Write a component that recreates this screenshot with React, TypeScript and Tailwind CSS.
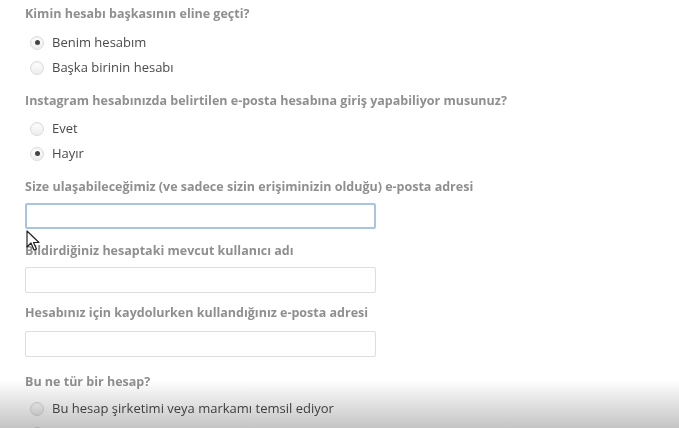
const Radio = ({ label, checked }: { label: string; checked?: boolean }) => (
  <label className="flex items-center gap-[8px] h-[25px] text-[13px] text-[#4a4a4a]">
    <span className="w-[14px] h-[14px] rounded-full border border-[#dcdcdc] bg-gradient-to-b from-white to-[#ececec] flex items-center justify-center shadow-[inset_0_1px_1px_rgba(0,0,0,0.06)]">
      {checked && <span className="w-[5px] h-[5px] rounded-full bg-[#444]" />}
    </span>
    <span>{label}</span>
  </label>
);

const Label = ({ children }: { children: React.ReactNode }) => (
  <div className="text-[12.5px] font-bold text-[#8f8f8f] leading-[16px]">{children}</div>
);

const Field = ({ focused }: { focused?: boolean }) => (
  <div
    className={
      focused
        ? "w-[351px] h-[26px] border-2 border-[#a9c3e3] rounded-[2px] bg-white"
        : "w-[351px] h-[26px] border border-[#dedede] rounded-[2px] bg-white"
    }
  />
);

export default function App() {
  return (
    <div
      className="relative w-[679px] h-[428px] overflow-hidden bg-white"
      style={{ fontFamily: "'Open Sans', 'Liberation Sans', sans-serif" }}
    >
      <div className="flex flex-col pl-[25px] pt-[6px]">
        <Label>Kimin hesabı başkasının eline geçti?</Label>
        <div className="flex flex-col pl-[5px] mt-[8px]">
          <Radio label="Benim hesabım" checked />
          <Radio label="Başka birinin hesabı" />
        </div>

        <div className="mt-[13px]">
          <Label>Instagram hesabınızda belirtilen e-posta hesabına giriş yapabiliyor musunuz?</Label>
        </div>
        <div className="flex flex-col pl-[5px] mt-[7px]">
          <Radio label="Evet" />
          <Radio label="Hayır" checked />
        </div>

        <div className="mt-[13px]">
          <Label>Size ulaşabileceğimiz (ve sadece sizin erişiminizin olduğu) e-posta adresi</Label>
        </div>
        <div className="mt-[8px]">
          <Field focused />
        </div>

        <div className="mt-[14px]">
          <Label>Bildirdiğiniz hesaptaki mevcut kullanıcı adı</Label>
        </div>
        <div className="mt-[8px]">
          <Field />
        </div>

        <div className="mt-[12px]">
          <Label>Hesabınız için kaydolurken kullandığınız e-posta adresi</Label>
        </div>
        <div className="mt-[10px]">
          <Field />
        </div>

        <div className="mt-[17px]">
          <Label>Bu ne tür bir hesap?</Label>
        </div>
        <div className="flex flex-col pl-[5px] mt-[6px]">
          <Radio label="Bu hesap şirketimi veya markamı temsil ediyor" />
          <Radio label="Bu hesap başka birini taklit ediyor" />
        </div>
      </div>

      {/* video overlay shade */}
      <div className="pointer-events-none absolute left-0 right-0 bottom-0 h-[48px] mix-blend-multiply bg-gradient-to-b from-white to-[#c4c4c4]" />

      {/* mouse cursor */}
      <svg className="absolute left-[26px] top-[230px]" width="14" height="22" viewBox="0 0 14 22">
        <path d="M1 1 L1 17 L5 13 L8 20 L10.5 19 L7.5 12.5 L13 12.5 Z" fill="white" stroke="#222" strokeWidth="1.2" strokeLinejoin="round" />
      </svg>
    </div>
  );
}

→ Exercise directions
Extract each line from the listing that holds the word "React".

→ Final answer
Write a component that recreates this screenshot with React, TypeScript and Tailwind CSS.
const Label = ({ children }: { children: React.ReactNode }) => (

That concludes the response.